A new study has found that the humble budgerigar uses advanced visual cues to judge and adjust its airspeed.
Researcher Dr Ingo Schiffner says understanding how speed control worked in birds could lead to the design of more flexible aircraft systems.
“By mimicking birds, which have similar flight constraints as planes, we can look at developing systems that can more easily adapt to different speeds and conditions such as landing, cruise and take-off,” Dr Schiffner said.
The team conducted more than 500 flights under various conditions to see how well birds adjusted their speed to imposed changes in optic flow.
Optic flow is the apparent speed of an image in the surrounding environment, as experienced by the birds’ eyes.
Budgies flew down a long tunnel lined with projectors displaying moving patterns to make the birds believe they were flying either faster or slower than they actually were.
“We wanted to see if birds, like bees, control the speed of their flight by regulating the optic flow,” Dr Schiffner said.
“When we moved the pattern in the same direction as their flight, this would reduce the apparent speed of the environment, and thus cause them to fly faster to compensate,” he said.
“In the most extreme case, the birds increased their air speed by about 50 per cent when the pattern was moved in their flight direction at a high speed.
“However, the opposite did not occur.

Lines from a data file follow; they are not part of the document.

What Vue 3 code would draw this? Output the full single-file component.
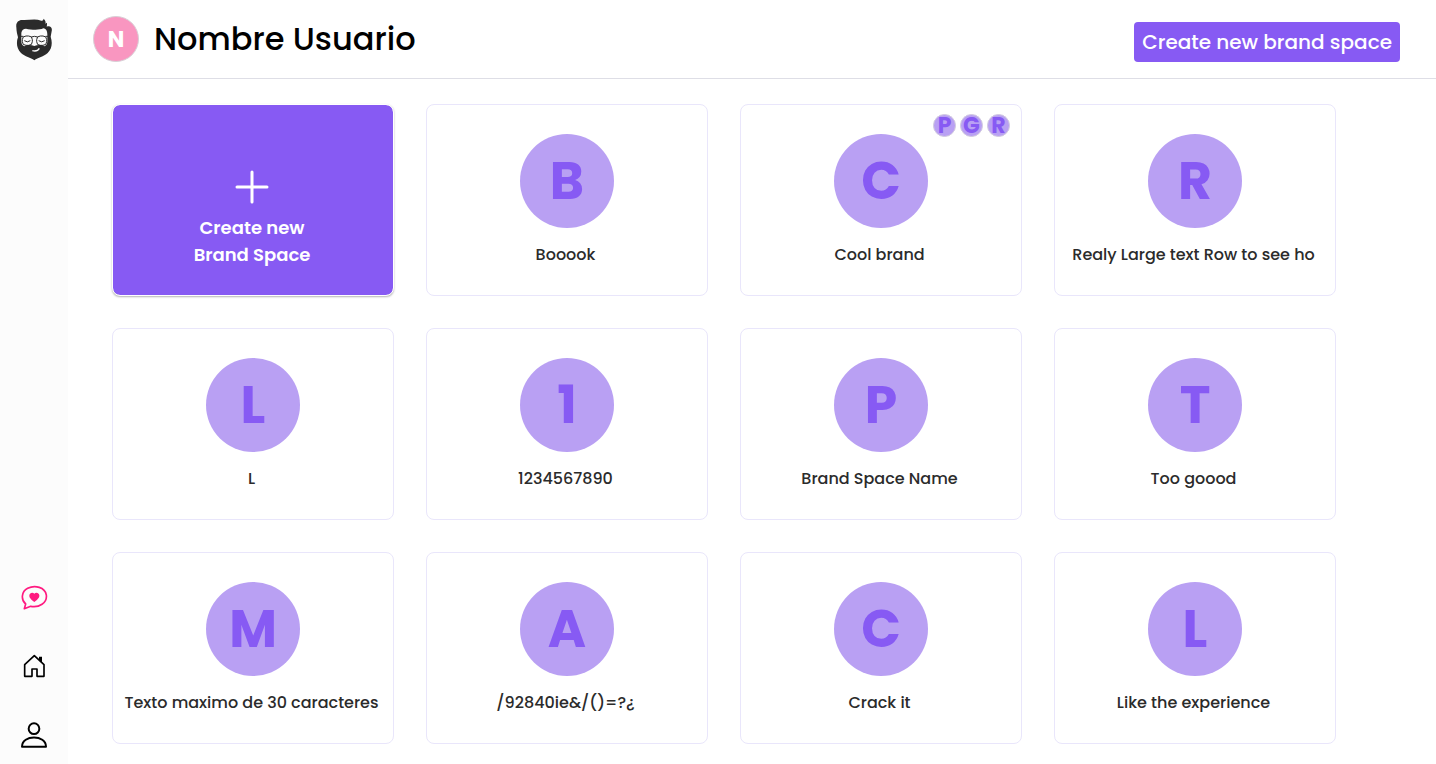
<template>
  <div class="layout">
    <aside class="sidebar">
      <a href="#" class="logo" aria-label="Home page">
        <svg width="36" height="43" viewBox="48 54 108 129">
          <path
            fill="#2b2b2b"
            d="M49 82 C47 68 55 60 66 60 C84 62 104 55 124 62 C129 63 131 60 130 56 C136 60 138 66 136 71 L141 68 C141 74 141 77 140 80 C150 76 158 82 155 94 L152 110 C158 128 156 146 143 159 C131 170 114 172 103 181 C92 172 75 170 63 159 C50 146 48 128 54 112 L51 100 C50 94 49 88 49 82Z"
          />
          <path
            fill="#fcfcfc"
            d="M64 98 C66 90 70 86 78 86 C92 89 116 92 130 85 C139 86 142 94 142 104 V124 C142 132 139 137 133 139 C124 133 112 134 103 138 C94 134 82 133 73 139 C67 137 64 132 64 124Z"
          />
          <g fill="none" stroke="#2b2b2b" stroke-width="3">
            <rect x="67" y="108" width="30" height="28" rx="11" />
            <rect x="110" y="108" width="30" height="28" rx="11" />
            <path d="M62 109 H70 M137 109 H144 M94 111 Q103 107 113 111" />
            <path d="M73 122 Q82 129 91 122 M116 122 Q125 129 134 122" />
          </g>
          <path
            d="M97 152 Q112 156 118 145"
            fill="none"
            stroke="#fcfcfc"
            stroke-width="4"
          />
        </svg>
      </a>

      <nav class="menu">
        <a href="#feedback" aria-label="Feedback">
          <svg width="27" height="25" viewBox="62 45 81 75">
            <path
              d="M76 102 C61 89 63 65 82 55 C104 44 134 52 138 75 C141 99 116 114 91 109 L72 116 Z"
              fill="none"
              stroke="#ff1a80"
              stroke-width="5"
              stroke-linejoin="round"
            />
            <path
              d="M102 96 C94 90 86 84 87 76 C88 67 98 66 102 71 C106 66 116 67 117 76 C118 84 110 90 102 96Z"
              fill="#ff1a80"
            />
          </svg>
        </a>
        <a href="#home" aria-label="Home">
          <svg width="23" height="24" viewBox="68 252 69 72">
            <path
              d="M73 284 L102 257 L131 284 V319 H110 V297 H95 V319 H73Z"
              fill="none"
              stroke="#000"
              stroke-width="5"
              stroke-linejoin="round"
            />
            <path d="M116 260 H125 V280 L116 271Z" fill="#000" />
          </svg>
        </a>
        <a href="#profile" aria-label="Profile">
          <svg width="26" height="26" viewBox="63 455 78 78">
            <g fill="none" stroke="#000" stroke-width="6" stroke-linejoin="round">
              <circle cx="102" cy="475" r="16" />
              <path d="M66 529 C66 492 138 492 138 529Z" />
            </g>
          </svg>
        </a>
      </nav>
    </aside>

    <main class="content">
      <header class="header">
        <div class="user">
          <span class="user-avatar">N</span>
          <h1 class="user-name">Nombre Usuario</h1>
        </div>
        <button type="button" class="create-btn">Create new brand space</button>
      </header>

      <section class="grid">
        <button type="button" class="card card-new">
          <svg width="34" height="34" viewBox="0 0 34 34">
            <path
              d="M17 2 V32 M2 17 H32"
              stroke="#fff"
              stroke-width="3"
              stroke-linecap="round"
            />
          </svg>
          <span>Create new<br />Brand Space</span>
        </button>

        <a
          v-for="brand in brands"
          :key="brand.name"
          href="#brand"
          class="card"
        >
          <span v-if="brand.members" class="members">
            <span v-for="m in brand.members" :key="m" class="member">{{ m }}</span>
          </span>
          <span class="circle">{{ initial(brand.name, brand.letter) }}</span>
          <span class="name">{{ brand.name }}</span>
        </a>
      </section>
    </main>
  </div>
</template>

<script setup>
import { ref } from "vue";

const brands = ref([
  { name: "Booook" },
  { name: "Cool brand", members: ["P", "G", "R"] },
  { name: "Realy Large text Row to see ho" },
  { name: "L" },
  { name: "1234567890" },
  { name: "Brand Space Name", letter: "P" },
  { name: "Too goood" },
  { name: "Texto maximo de 30 caracteres", letter: "M" },
  { name: "/92840ie&/()=?¿", letter: "A" },
  { name: "Crack it" },
  { name: "Like the experience" },
]);

// custom letter wins over the first character of the name
const initial = (name, letter) => letter || name.charAt(0).toUpperCase();
</script>

<style>
body {
  background: #fff;
}
</style>

<style scoped>
.layout {
  display: flex;
  min-height: 100vh;
  font-family: Poppins, Inter, "Liberation Sans", sans-serif;
  font-weight: 500;
  color: #2b2b2b;
}

.layout * {
  box-sizing: border-box;
}

.layout svg {
  display: block;
}

.sidebar {
  flex: 0 0 68px;
  display: flex;
  flex-direction: column;
  align-items: center;
  justify-content: space-between;
  padding: 18px 0 16px;
  box-sizing: border-box;
  background: #fcfcfc;
}

.menu {
  display: flex;
  flex-direction: column;
  align-items: center;
  gap: 44px;
}

.content {
  flex: 1;
  min-width: 0;
}

.header {
  display: flex;
  align-items: flex-end;
  justify-content: space-between;
  padding: 16px 36px 16px 25px;
  border-bottom: 1px solid #dedee6;
}

.user {
  display: flex;
  align-items: center;
  gap: 15px;
}

.user-avatar {
  display: flex;
  align-items: center;
  justify-content: center;
  width: 46px;
  height: 46px;
  border: 1px solid #d8d0d6;
  border-radius: 50%;
  background: #f996c0;
  color: #fff;
  font-size: 22px;
  font-weight: 700;
}

.user-name {
  margin: 0;
  font-size: 32px;
  font-weight: 500;
  line-height: 46px;
  color: #000;
}

.create-btn {
  height: 40px;
  padding: 0 8px;
  border: 0;
  border-radius: 4px;
  background: #875af3;
  color: #fff;
  font: inherit;
  font-size: 20px;
  white-space: nowrap;
  cursor: pointer;
}

.grid {
  display: grid;
  grid-template-columns: repeat(auto-fill, minmax(260px, 1fr));
  gap: 32px;
  padding: 25px 100px 20px 44px;
}

.card {
  position: relative;
  display: flex;
  flex-direction: column;
  align-items: center;
  gap: 15px;
  padding: 29px 8px 28px;
  border: 1px solid #e9e6fb;
  border-radius: 8px;
  background: #fff;
  color: inherit;
  text-decoration: none;
}

.card-new {
  justify-content: flex-end;
  gap: 10px;
  padding: 27px 10px 27px 8px;
  border-color: #fff;
  background: #875af3;
  background-clip: padding-box;
  box-shadow: 0 1px 2px rgba(0, 0, 0, 0.3);
  color: #fff;
  font: inherit;
  font-size: 18px;
  font-weight: 600;
  line-height: 27px;
  cursor: pointer;
}

.circle {
  display: flex;
  align-items: center;
  justify-content: center;
  width: 94px;
  height: 94px;
  border-radius: 50%;
  background: #b9a0f3;
  color: #875af3;
  font-size: 52px;
  font-weight: 700;
}

.name {
  padding-right: 3px;
  font-size: 16px;
  line-height: 24px;
  white-space: nowrap;
}

.members {
  position: absolute;
  top: 9px;
  right: 11px;
  display: flex;
  gap: 4px;
}

.member {
  display: flex;
  align-items: center;
  justify-content: center;
  width: 23px;
  height: 23px;
  border: 1px solid #d2cbdf;
  border-radius: 50%;
  background: #b9a0f3;
  color: #875af3;
  font-size: 22px;
  font-weight: 700;
}
</style>
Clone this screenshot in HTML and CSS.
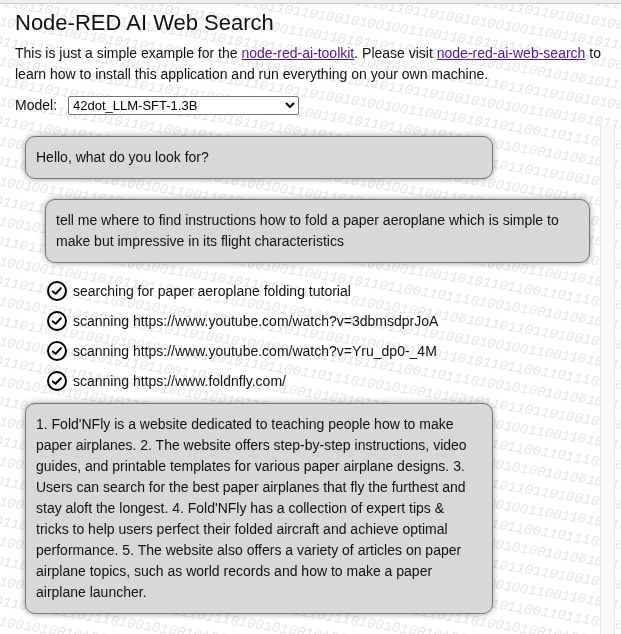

When the patterns moved against the direction flight, the birds barely reduced their flight speed.
“We think this asymmetry is due to the aerodynamic and energy constraints that birds experience in flight.”
Queensland Brain Institute researcher Professor Mandyam Srinivasan said comparative studies of bees and birds could be applied to future autopilots for commercial planes or unmanned aerial vehicles.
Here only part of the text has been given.